True and Firm proverb yet another inscription to be found around the building. It is said to describe Prudence Risley, but we are not sure which part.

Truck proper n. [Hot Truck] a west-campus grease distributor. not to be confused with Louie's, since Bob is in charge of this one (not that Louie is alive anymore, but whatever...)

The Truth Will Make You Free proverb Risley's motto, which once emblazoned Risley's coat of arms, but the crest was banned by Uncle Ezra because it looked too much like CornellTM’s logo. This phrase is not to be confused with "The truth is out there."

TV Room proper n. The room to the right and west of the CLR with the giant TV. Shows in progress have priority, except for constantly-running things like news or the Weather Channel. If a show has not started yet, then the majority decides what to watch. TV also has precedence over videos or games, unless the TV room has been specifically allocated by Kommittee for such a purpose. Luckily, there is a portable TV/VCR available to residents – just contact the RA on call.

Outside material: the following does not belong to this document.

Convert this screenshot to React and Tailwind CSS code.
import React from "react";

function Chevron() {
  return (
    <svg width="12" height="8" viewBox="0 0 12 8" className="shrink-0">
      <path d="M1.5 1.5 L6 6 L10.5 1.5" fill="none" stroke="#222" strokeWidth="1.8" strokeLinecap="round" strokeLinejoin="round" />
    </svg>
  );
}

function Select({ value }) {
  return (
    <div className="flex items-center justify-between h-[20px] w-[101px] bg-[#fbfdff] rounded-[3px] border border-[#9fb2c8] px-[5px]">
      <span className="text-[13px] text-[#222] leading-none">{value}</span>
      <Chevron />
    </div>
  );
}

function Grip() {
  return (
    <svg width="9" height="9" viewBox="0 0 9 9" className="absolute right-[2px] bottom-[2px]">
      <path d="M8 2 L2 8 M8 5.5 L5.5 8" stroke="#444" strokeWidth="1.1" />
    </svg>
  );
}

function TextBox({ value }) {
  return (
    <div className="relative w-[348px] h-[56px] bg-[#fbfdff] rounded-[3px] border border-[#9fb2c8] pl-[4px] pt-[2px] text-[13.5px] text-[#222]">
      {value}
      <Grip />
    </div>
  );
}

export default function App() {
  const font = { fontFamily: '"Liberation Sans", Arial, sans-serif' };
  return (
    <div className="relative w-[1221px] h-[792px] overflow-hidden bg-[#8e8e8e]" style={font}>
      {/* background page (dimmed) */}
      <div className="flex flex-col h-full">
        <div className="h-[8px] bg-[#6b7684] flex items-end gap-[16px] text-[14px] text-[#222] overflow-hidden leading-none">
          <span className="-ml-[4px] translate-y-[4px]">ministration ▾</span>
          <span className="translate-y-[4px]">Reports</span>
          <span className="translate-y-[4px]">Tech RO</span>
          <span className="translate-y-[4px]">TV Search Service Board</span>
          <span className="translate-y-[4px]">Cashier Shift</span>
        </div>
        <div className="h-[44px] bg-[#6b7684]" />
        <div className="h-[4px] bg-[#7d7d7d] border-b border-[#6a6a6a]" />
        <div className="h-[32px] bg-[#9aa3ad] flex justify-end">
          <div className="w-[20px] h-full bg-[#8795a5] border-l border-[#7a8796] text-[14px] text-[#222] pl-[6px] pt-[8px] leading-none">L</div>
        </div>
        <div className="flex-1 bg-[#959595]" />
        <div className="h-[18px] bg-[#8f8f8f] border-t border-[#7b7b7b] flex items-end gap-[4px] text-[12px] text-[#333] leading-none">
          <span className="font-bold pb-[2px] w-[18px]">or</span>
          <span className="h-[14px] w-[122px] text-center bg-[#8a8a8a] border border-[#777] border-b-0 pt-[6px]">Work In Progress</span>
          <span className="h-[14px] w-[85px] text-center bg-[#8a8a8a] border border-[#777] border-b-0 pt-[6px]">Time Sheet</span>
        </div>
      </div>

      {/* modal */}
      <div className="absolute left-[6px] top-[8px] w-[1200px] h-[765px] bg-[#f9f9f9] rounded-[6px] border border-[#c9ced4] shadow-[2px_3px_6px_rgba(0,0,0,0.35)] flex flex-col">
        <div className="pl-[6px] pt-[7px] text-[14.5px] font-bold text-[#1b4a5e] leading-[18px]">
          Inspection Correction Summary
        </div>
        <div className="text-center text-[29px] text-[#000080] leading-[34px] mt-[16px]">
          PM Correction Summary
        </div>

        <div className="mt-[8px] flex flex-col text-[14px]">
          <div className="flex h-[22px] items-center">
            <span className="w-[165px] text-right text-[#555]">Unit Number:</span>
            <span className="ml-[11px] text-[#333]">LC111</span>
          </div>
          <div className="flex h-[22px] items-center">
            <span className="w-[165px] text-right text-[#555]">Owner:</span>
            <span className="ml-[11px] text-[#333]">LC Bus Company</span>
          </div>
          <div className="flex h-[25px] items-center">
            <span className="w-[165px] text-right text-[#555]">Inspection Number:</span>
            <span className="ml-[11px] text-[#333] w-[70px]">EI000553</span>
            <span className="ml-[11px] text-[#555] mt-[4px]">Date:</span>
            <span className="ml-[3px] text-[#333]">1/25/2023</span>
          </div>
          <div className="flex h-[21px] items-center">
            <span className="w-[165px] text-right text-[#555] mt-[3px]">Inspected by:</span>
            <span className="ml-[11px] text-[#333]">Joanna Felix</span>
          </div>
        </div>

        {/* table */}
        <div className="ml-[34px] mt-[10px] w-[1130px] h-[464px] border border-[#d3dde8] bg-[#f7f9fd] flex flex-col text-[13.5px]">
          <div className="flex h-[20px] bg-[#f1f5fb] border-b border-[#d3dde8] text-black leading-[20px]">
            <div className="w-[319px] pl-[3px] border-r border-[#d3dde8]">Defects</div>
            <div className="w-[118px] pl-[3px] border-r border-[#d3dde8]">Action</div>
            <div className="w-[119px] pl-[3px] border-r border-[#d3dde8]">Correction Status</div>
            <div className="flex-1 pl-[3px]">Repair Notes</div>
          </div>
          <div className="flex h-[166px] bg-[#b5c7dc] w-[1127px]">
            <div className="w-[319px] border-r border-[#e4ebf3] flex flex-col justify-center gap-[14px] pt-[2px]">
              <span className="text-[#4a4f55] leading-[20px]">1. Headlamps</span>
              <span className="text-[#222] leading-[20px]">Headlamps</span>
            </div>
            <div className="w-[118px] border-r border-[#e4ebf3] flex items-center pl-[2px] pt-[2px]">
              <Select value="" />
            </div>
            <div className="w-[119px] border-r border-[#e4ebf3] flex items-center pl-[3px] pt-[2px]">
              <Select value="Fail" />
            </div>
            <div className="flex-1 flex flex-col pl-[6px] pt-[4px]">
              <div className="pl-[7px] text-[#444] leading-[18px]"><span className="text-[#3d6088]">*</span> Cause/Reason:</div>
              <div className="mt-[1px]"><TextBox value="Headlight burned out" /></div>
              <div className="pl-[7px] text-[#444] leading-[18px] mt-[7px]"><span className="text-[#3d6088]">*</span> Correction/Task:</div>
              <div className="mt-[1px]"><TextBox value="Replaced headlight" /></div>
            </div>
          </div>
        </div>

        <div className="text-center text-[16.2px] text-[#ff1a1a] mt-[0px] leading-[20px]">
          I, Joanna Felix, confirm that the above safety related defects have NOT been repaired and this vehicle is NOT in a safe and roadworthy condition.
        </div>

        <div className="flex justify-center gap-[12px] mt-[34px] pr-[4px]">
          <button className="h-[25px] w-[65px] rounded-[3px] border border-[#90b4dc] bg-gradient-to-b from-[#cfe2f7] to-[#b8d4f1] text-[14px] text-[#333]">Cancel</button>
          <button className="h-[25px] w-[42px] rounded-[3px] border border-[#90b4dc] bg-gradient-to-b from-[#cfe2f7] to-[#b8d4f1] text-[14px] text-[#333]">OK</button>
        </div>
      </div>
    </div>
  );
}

Uncle Ezra proper n. is watching.

unka-tunk (also unka-tunka) adj. If A goes out with B, and B goes out with C, A and C are unka-tunk. Some uses also are directional with respect to time. In this rarer usage, if A went out with B before B went out with C, then C is unka-tunk to A, but A is not unka-tunk to C. Also, the meaning of "goes out with" is very nebulous and variable. (Popularly defined by swapping bodily fluids). Beware of unka-tunk 'trees.'

VC proper n. [Virgin's Corridor] the corridor on the first floor that is inhabited solely by women. Coincidentally, the building's only women's lavatory is located here. See also monk's corridor.

vegan n., adj. someone who does not consume any animal products: a stricter vegetarian. They exist in Risley to make any event with food very complicated.

xeno n. someone who isn't a Risleyite, RisAlum, or a Risloid. Be careful, they're everywhere.

Zeta Psi proper n. The fraternity located across the street from Risley. Traditionally the inhabitants of the two buildings are arch-rivals, but feuding has subsided somewhat in recent years. Ask about the fish-in-dryer incident.